B’Tselem: Police investigating alleged abuse of Palestinian minors during interrogations

Rights group says children were tied to trees; police respond that the investigations will be fully transparent.

police arrest handcuffs suspect cops criminal 311 (R) (photo credit: Benoit Tessier / Reuters)
police arrest handcuffs suspect cops criminal 311 (R)
(photo credit: Benoit Tessier / Reuters)
The police are investigating eight complaints of alleged abuse against Palestinian minors during interrogations at the police station in the West Bank region of Gush Etzion, the non-governmental group B’Tselem said.
Since November 2009, it said, it had documented 64 such cases in interrogations at that station, of which it sent 31 complaints to the Justice Ministry’s Police Investigation Department.
Similar reports are not made at other Judea and Samaria Police stations in the West Bank, said B’Tselem spokeswoman Sarit Michaeli.
“The high number of reports B’Tselem has received regarding violent interrogations at the Etzion station, and the fact that they span several years, gives rise to heavy suspicion that this is not a case of a single interrogator who chose to use illegal interrogation methods, but rather an entire apparatus that backs him up and allows such conduct to take place,” Michaeli said.

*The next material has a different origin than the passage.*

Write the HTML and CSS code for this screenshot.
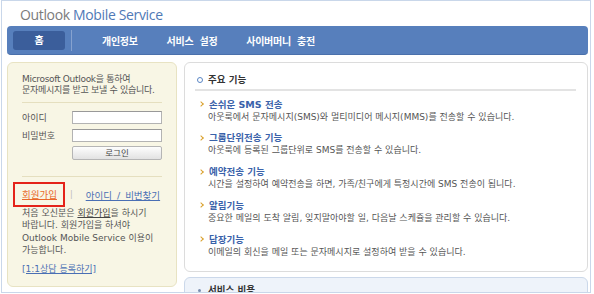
FILE: index.html
```html
<!DOCTYPE html>
<html lang="ko">
<head>
    <meta charset="UTF-8">
    <title>Outlook Mobile Service</title>
    <link rel="stylesheet" href="styles.css">
</head>
<body>
    <div class="frame">
        <div class="header">
            <span class="logo-gray">Outlook</span> <span class="logo-blue">Mobile Service</span>
        </div>

        <nav class="gnb">
            <a class="gnb-home">홈</a>
            <span class="gnb-sep"></span>
            <ul class="gnb-menu">
                <li>개인정보</li>
                <li>서비스 설정</li>
                <li>사이버머니 충전</li>
            </ul>
        </nav>

        <div class="content">
            <div class="login-box">
                <p class="login-intro">Microsoft Outlook을 통하여<br>문자메시지를 받고 보낼 수 있습니다.</p>

                <div class="login-form">
                    <div class="form-row">
                        <label>아이디</label>
                        <input type="text">
                    </div>
                    <div class="form-row">
                        <label>비밀번호</label>
                        <input type="password">
                    </div>
                    <div class="form-row">
                        <label></label>
                        <button class="login-btn">로그인</button>
                    </div>
                </div>

                <div class="login-links">
                    <span class="join-box"><a class="join-link">회원가입</a></span>
                    <span class="bar">|</span>
                    <a class="find-link">아이디 / 비번찾기</a>
                </div>

                <p class="login-note">처음 오신분은 <u>회원가입</u>을 하시기<br>바랍니다. 회원가입을 하셔야<br>Outlook Mobile Service 이용이<br>가능합니다.</p>

                <a class="qna-link">[1:1상담 등록하기]</a>
            </div>

            <div class="main-col">
                <div class="feature-box">
                    <h2 class="box-title">주요 기능</h2>
                    <ul class="feature-list">
                        <li>
                            <h3>손쉬운 SMS 전송</h3>
                            <p>아웃룩에서 문자메시지(SMS)와 멀티미디어 메시지(MMS)를 전송할 수 있습니다.</p>
                        </li>
                        <li>
                            <h3>그룹단위전송 기능</h3>
                            <p>아웃룩에 등록된 그룹단위로 SMS를 전송할 수 있습니다.</p>
                        </li>
                        <li>
                            <h3>예약전송 기능</h3>
                            <p>시간을 설정하여 예약전송을 하면, 가족/친구에게 특정시간에 SMS 전송이 됩니다.</p>
                        </li>
                        <li>
                            <h3>알림기능</h3>
                            <p>중요한 메일의 도착 알림, 잊지말아야할 일, 다음날 스케쥴을 관리할 수 있습니다.</p>
                        </li>
                        <li>
                            <h3>답장기능</h3>
                            <p>이메일의 회신을 메일 또는 문자메시지로 설정하여 받을 수 있습니다.</p>
                        </li>
                    </ul>
                </div>

                <div class="price-box">
                    <h2 class="price-title">서비스 비용</h2>
                </div>
            </div>
        </div>
    </div>
</body>
</html>
```

FILE: styles.css
```css
body {
margin: 0;
background-color: white;
font-family: "DejaVu Sans", "Noto Sans CJK KR", sans-serif;
color: #555;
}

.frame {
margin-left: 1px;
width: 590px;
height: 293px;
box-sizing: border-box;
border: 1px solid #c9d7ea;
padding: 0 2px 0 5px;
overflow: hidden; /* o quadro corta a caixa de baixo */
}

.header {
height: 23px;
padding: 2px 0 0 13px;
font-family: "Open Sans", sans-serif;
font-size: 14px;
line-height: 23px;
letter-spacing: -0.35px;
}

.logo-gray {
color: #7b7b7b;
}

.logo-blue {
color: #4f79b6;
}

/* menu azul */
.gnb {
display: flex;
align-items: center;
height: 29px;
box-sizing: border-box;
padding-left: 6px;
background-color: #577fbc;
border-bottom: 1px solid #4a70ab;
border-radius: 4px;
}

.gnb-home {
width: 52px;
height: 19px;
line-height: 19px;
text-align: center;
background-color: #3b5e9b;
border-radius: 3px;
color: white;
font-size: 10px;
font-weight: bold;
}

.gnb-sep {
width: 1px;
height: 21px;
margin-left: 6px;
background-color: #86a2cf;
}

.gnb-menu {
display: flex;
gap: 29px;
margin: 0 0 0 30px;
padding: 0;
list-style: none;
color: white;
font-size: 10px;
font-weight: bold;
letter-spacing: -0.3px;
word-spacing: 3px;
}

.content {
display: flex;
gap: 7px;
margin-top: 7px;
}

/* caixa de login */
.login-box {
width: 170px;
height: 225px;
flex-shrink: 0;
box-sizing: border-box;
padding: 11px 14px 0 14px;
background-color: #f8f6e5;
border: 1px solid #e8e3c3;
border-radius: 6px;
}

.login-intro {
margin: 0;
padding-bottom: 6px;
border-bottom: 1px solid #e5dfbf;
font-size: 9px;
line-height: 11px;
letter-spacing: -0.3px;
color: #555;
}

.login-form {
margin-top: 8px;
padding-bottom: 16px;
border-bottom: 1px solid #e5dfbf;
}

.form-row {
display: flex;
align-items: center;
height: 13px;
margin-bottom: 4.5px;
font-size: 9px;
color: #555;
}

.form-row:last-child {
height: 14px;
margin-bottom: 0;
}

.form-row label {
width: 50px;
}

.form-row input {
width: 90px;
height: 13px;
box-sizing: border-box;
margin: 0;
padding: 0;
border: 1px solid #b3b3b3;
border-top-color: #999;
background-color: white;
}

.login-btn {
width: 90px;
height: 14px;
box-sizing: border-box;
margin: 0;
padding: 0;
border: 1px solid #b5b5b5;
border-radius: 2px;
background: linear-gradient(#fdfdfd, #e2e2e2);
font-family: "DejaVu Sans", "Noto Sans CJK KR", sans-serif;
font-size: 8.5px;
line-height: 12px;
color: #444;
}

.login-links {
display: flex;
align-items: center;
margin-top: 5px;
font-size: 9.5px;
}

.join-box {
height: 25px;
box-sizing: border-box;
margin-left: -9px;
padding: 0 6px 0 7px;
border: 2px solid #e4231a;
line-height: 21px;
}

.join-link {
color: #e8692b;
text-decoration: underline;
}

.bar {
margin-left: 5px;
color: #bbb;
font-size: 8px;
}

.find-link {
margin-left: 13px;
color: #4a6fb4;
text-decoration: underline;
word-spacing: 2px;
}

.login-note {
margin: 0;
font-size: 9px;
line-height: 12.4px;
color: #555;
}

.login-note u {
color: #444;
}

.qna-link {
display: block;
margin-top: 6px;
font-size: 9px;
line-height: 12.4px;
color: #4a6fb4;
text-decoration: underline;
}

/* coluna da direita */
.main-col {
flex: 1;
}

.feature-box {
height: 210px;
box-sizing: border-box;
padding: 11px 11px 0 10px;
background-color: white;
border: 1px solid #dcdcdc;
border-radius: 6px;
}

.box-title {
display: flex;
align-items: center;
gap: 5px;
margin: 0;
padding: 0 0 3px 2px;
border-bottom: 2px solid #e3e3e3;
font-size: 9.5px;
line-height: 12px;
color: #333;
}

.box-title::before {
content: "";
width: 6px;
height: 6px;
box-sizing: border-box;
border: 1.5px solid #5a86c5;
border-radius: 50%;
}

.feature-list {
margin: 6.5px 0 0 0;
padding: 0 0 0 13px;
list-style: none;
}

.feature-list li {
margin-bottom: 7.75px;
}

.feature-list h3 {
display: flex;
align-items: center;
margin: 0 0 0 -9px;
font-size: 9.5px;
line-height: 13px;
color: #3a62aa;
}

.feature-list h3::before {
content: "";
width: 3px;
height: 3px;
margin: 0 6px 0 0;
border-top: 1.5px solid #d9a02b;
border-right: 1.5px solid #d9a02b;
transform: rotate(45deg);
}

.feature-list p {
margin: 0;
font-size: 9px;
line-height: 13px;
color: #555;
}

.price-box {
height: 40px;
box-sizing: border-box;
margin-top: 5px;
padding: 6px 0 0 13px;
background-color: #eef3fa;
border: 1px solid #cbd8ea;
border-radius: 6px;
}

.price-title {
display: flex;
align-items: center;
gap: 7px;
margin: 0;
font-size: 9.5px;
line-height: 12px;
color: #333;
}

.price-title::before {
content: "";
width: 3px;
height: 3px;
background-color: #7a8fb0;
border-radius: 50%;
}
```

But she said that her organization has only filed 11 complaints, because in many cases the families opt not to press charges against the police.
Out of the 64 cases they documented, she said, 33 families did not want to complained and another 20 dropped their complaints after they were filed.
In some cases it’s a trust issue, she said. In others, she added, the families feared security forces would seek retribution against them by denying family members work permits.
Out of the 11, the police closed three of the cases but are investigating the remaining eight, she said.
The Judea and Samaria police said that once the eight investigations were completed they would know how to act. But they downplayed B’Tselem’s overall report.
“Israel police investigations are mostly documented and filmed, that information in its entirety is passed with full transparency to the defense attorneys’ handling and is presented in court,” the police said.
It remarked that “the fact not a single indictment had been filed in any of those instances, speaks for itself.”
But B’Tselem said that the minors complained that violence had been used against them to force their confessions to stone throwing, and that in some cases it alleged police actions amounted to torture.
It added that some of the minors “reported being threatened with sexual assault, harm to family members or electrocution. Some of the minors claimed that their initial confession was taken by an interrogator in civilian clothes, and that an official, recorded interrogation began only after they confessed to having thrown stones.”
In one of the testimonies B’Tselem provided the media, a Palestinian minor complained he was blindfolded and his hands were tied. The teen said the police took him out of the car and tied him to a tree.
“Then they raised my cuffed hands and tied them to the tree, too. It hurt a lot. ‘Daud’ started punching me. After a few minutes, he took out a gun and said: ‘I’ll murder you if you don’t confess! Out here, no one will find you. We’ll kill you and leave you here,’” the teen recounted.